A larger, heavyset man with a fuzzy neckbeard and a fey look in his eyes. He talked and wobbled as he tried to start a conversation with Vince, starting off that he probably met him on the “flight deck.” Which, according to Daniel, is military slang for the psych ward. He complained that he didn’t feel so well; he had been released from the Veterans Hospital without night med. Only day meds.

“Daniel Nickels,” he said. “Like the money—more dollars than sense. I feel like I might walk right out into traffic right now.”

Vince suggested to him that he might cross the street and talk to the mounted police officer to ask her for a crisis unit. Shortly thereafter he did cross the street and a Rescue arrived.

We saw a lot of Rescue that night. Ambulances and fire trucks driving willy-nilly around the Ave; possibly five separate events all around the corner at the Post Office. Certainly had to have been a busy night for them.


He came by with a new cane, which matches the configuration of a modern sheleighleigh, although a lot shorter than the ones that I’m used to; the fighting sticks are short, but their shepherd’s counterparts are a bit longer and are what I was used to from my time spent with my Irish family.

Wednesday, whom I lovingly call Squirrel

She showed up with her boyfriend and possibly aunt/mother?
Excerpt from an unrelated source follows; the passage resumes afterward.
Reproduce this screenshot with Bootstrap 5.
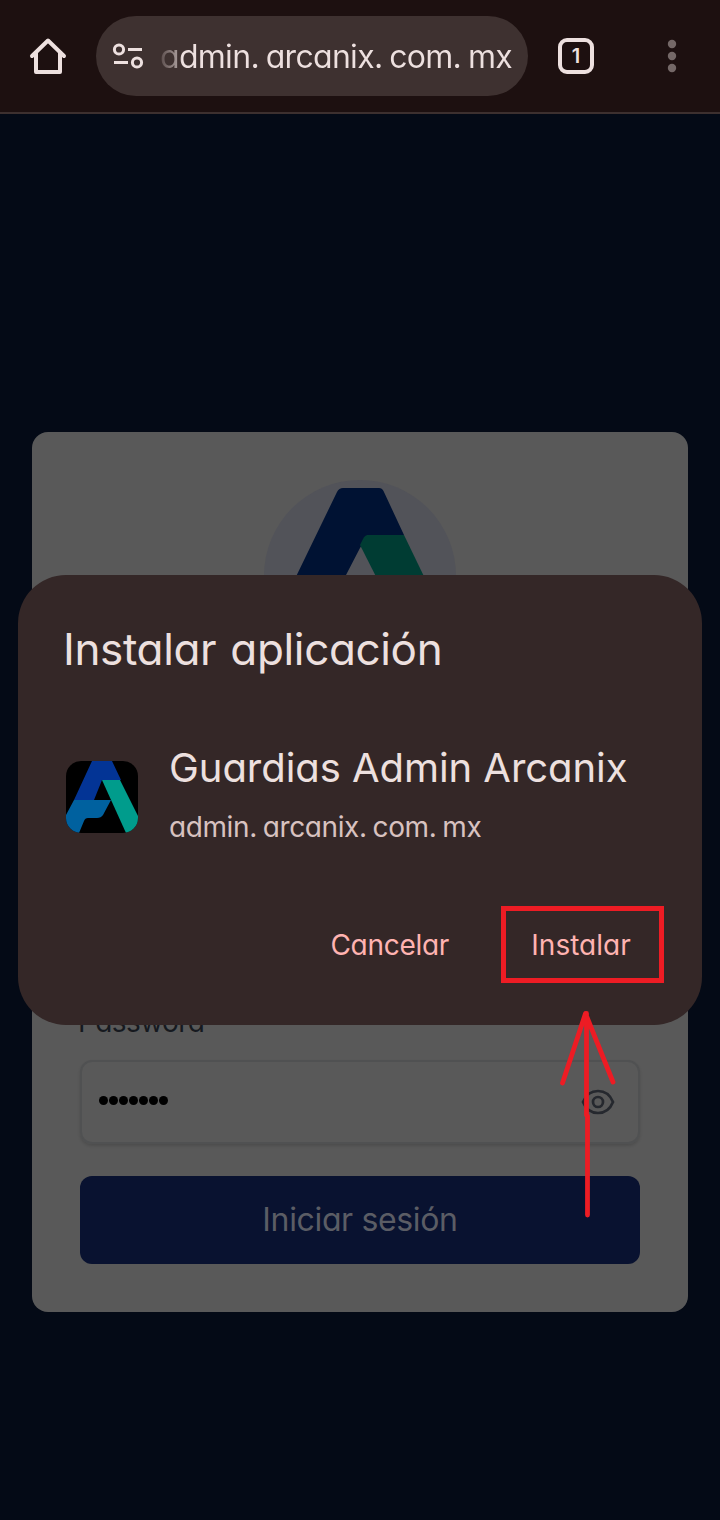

I don’t know—I was too polite to ask, I suppose, probably a failing on my part because now I am talking about her and I’m not being so polite.

Whatever the case, it was very good to see Squirrel. I haven’t seen her since last year. She appears to be doing well. I spent most of my time talking to her boyfriend who just lost his house (a common malady these days) and had spent a bunch of time repairing a vehicle to move to another place.

I made sure that she got a copy of Lost Sphinx Cat and let it lay at that.